A further RISC refinement is register window overlapping whereby when a new procedure is called, part of the new register bank defined by CP’ is coincident with the original at CP:

R3' ; Register for subroutine’s locals and intermediates R2' ; Register for subroutine’s locals and intermediates R7 R1' ; Common register, R7 == R1' CP’ R6 R0' ; Common register, R6 == R0' R5 ; Register for caller’s locals and intermediates R4 ; Register for caller’s locals and intermediates R3 ; Register for caller’s locals and intermediates R2 ; Register for caller’s locals and intermediates R1 ; Register for caller’s locals and intermediates CP R0 ; Register for caller’s locals and intermediates MODULE 1 ; *** Assignment Of GPRs To Local Variables - Caller *** x_var LIT ‘R0’ ; Local variable y_var LIT ‘R1’ ; Local variable parm1 LIT ‘R6’ ; Passed parameter 1 parm2 LIT ‘R7’ ; Passed parameter 2 result LIT ‘R6’ ; Value returned from sub routine ^^^^^^^^^^^^^^^^^^^^^^^^^^^^^^^^^^^^^^^^^^^^^^^^^^^^^^^^^^^^^ MODULE 2 ; *** Assignment Of GPRs To Local Variables - Sub Routine *** a_var LIT ‘R2’ ; Local variable b_var LIT ‘R3’ ; Local variable input1 LIT ‘R0’ ; Received parameter 1 input2 LIT ‘R1’ ; Received parameter 2 ret1 LIT ‘R0’ ; Final result returned in R0
Fig. A - Giving GPR’s Meaningful Names

By using some forethought, the programmer should arrange for any value to be passed to the sub routine to be located in the common area, so that all the normal loading and unloading of parameters is avoided. This technique can be used in either absolute or SP-relative registerbank modes.

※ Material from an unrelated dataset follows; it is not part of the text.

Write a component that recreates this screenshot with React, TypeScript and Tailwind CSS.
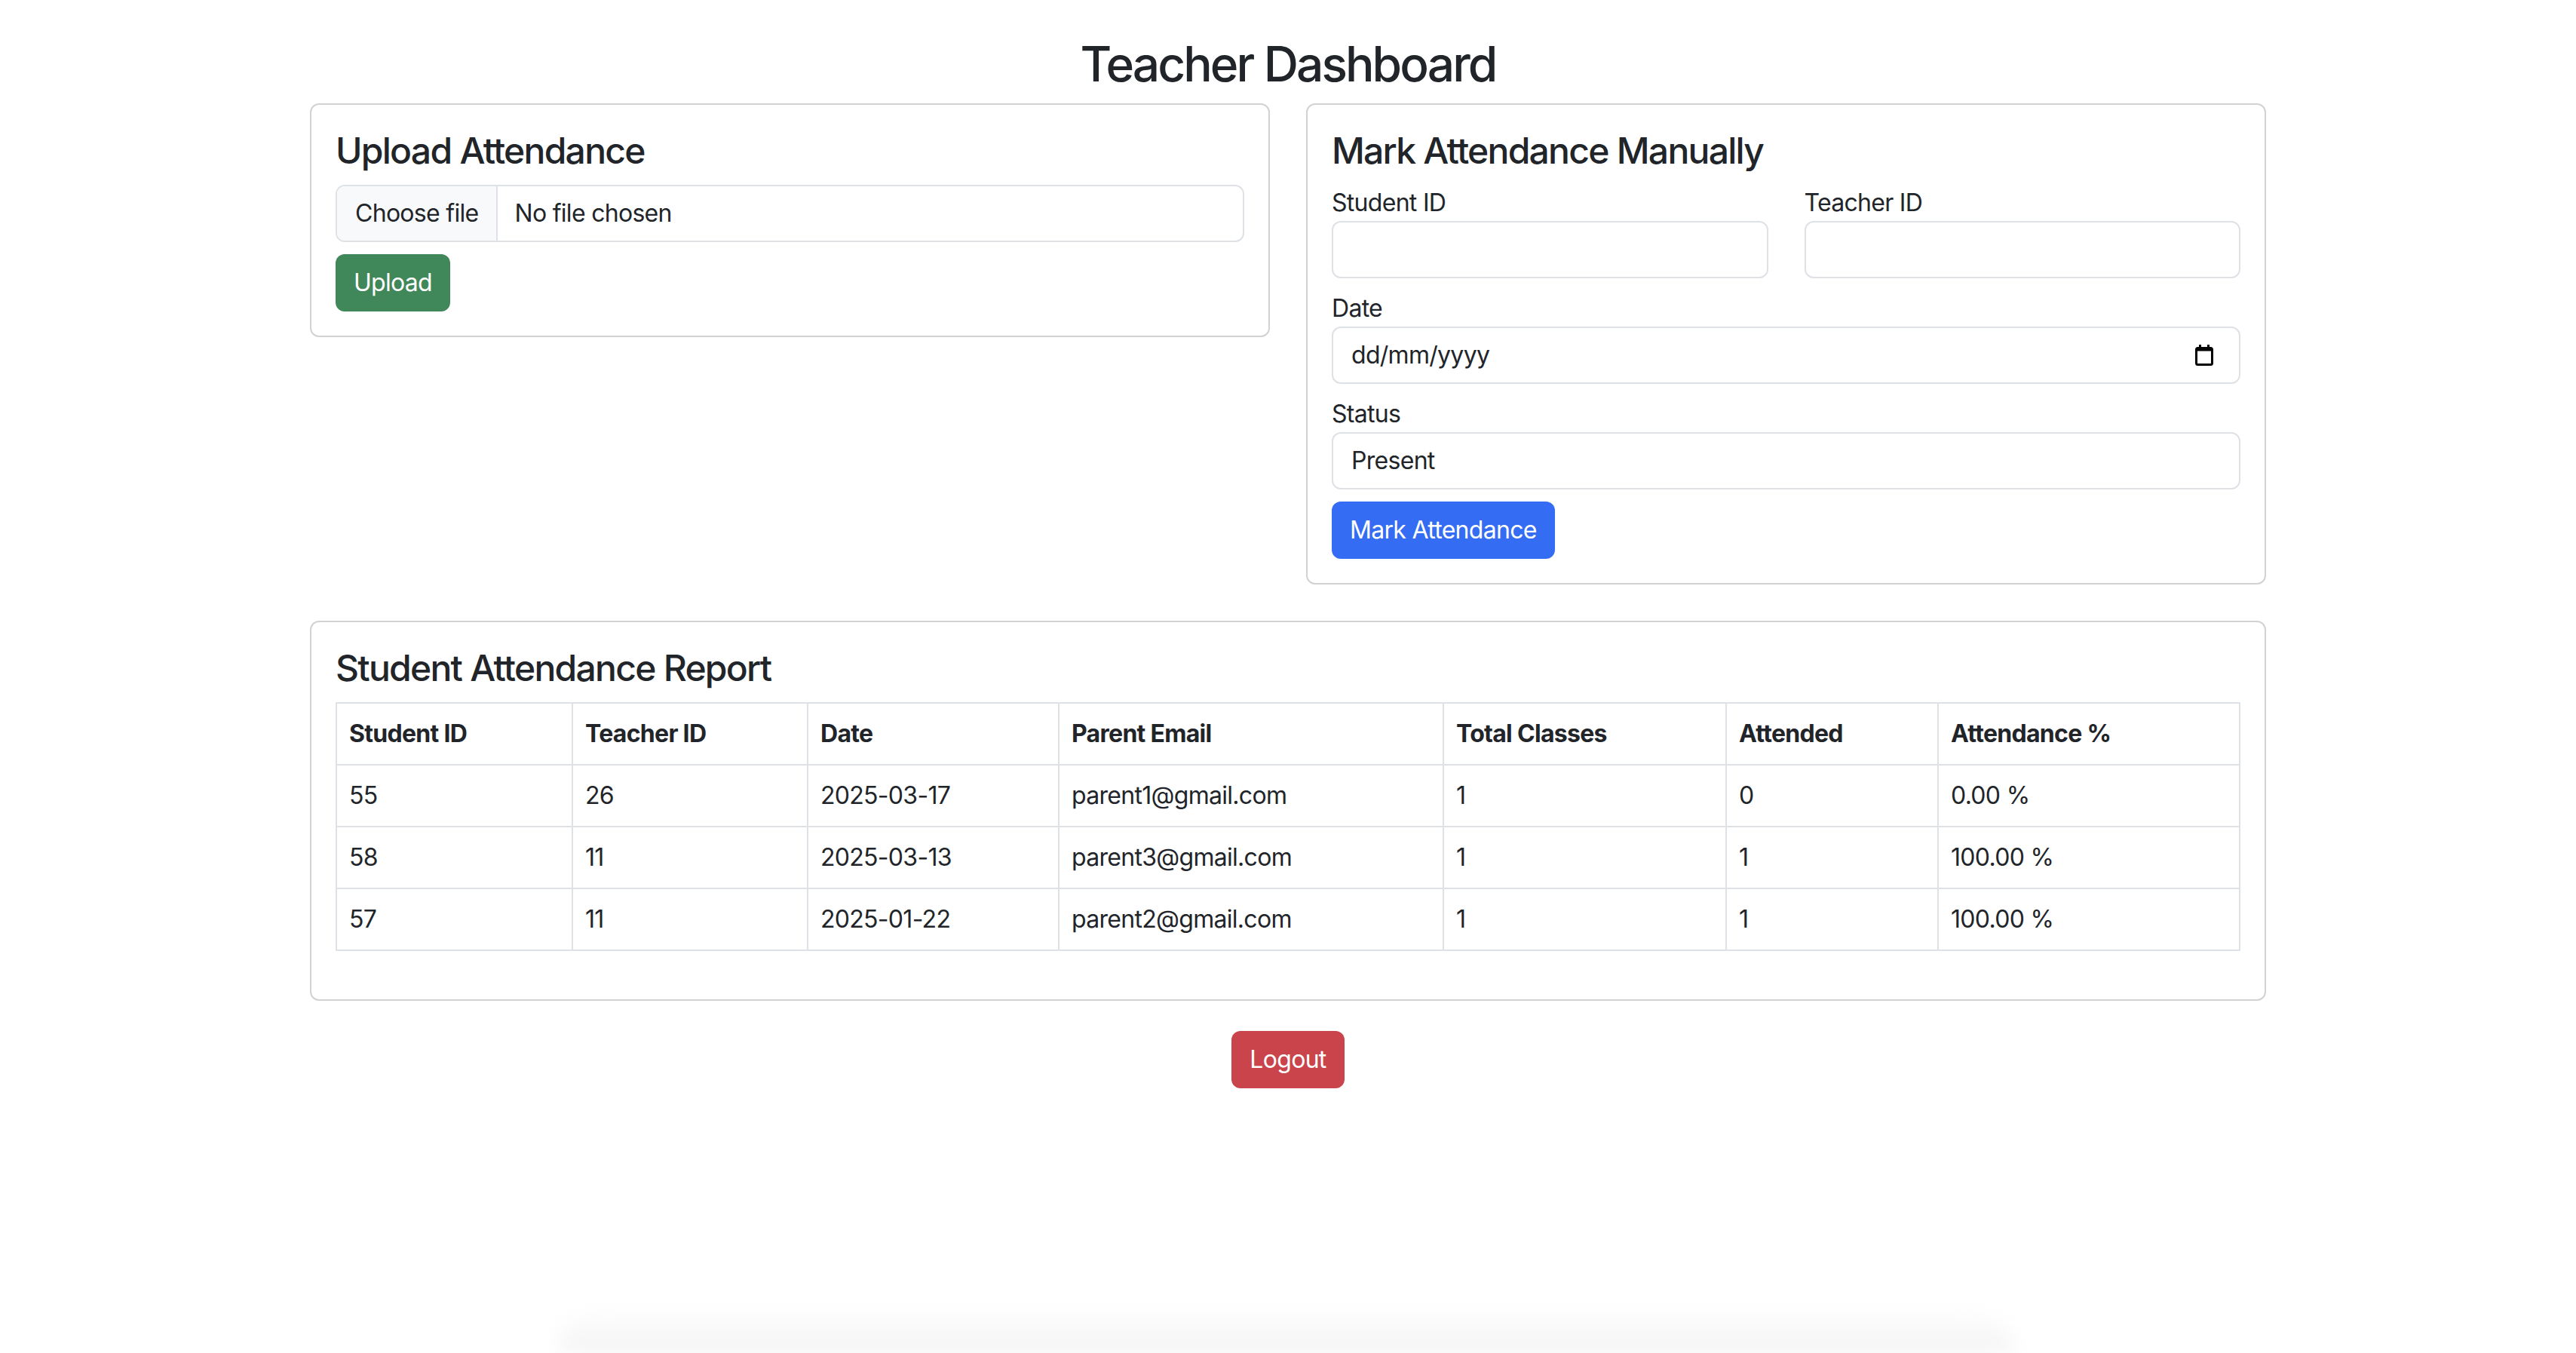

To get the best from a RISC’s registers, the location of data needs close consideration: although highly orthogonal, the limited number of addressing modes provided for MUL and DIV for example, can appear somewhat restrictive. Fortunately though, most operands involved will already be in registers, so eliminating the need for many addressing techniques. As might be expected, the instructions with the widest range of addressing modes are the simple data moves - the fact RISC’s are the result of very careful analysis of the requirements for fast execution becomes obvious after a short acquaintance!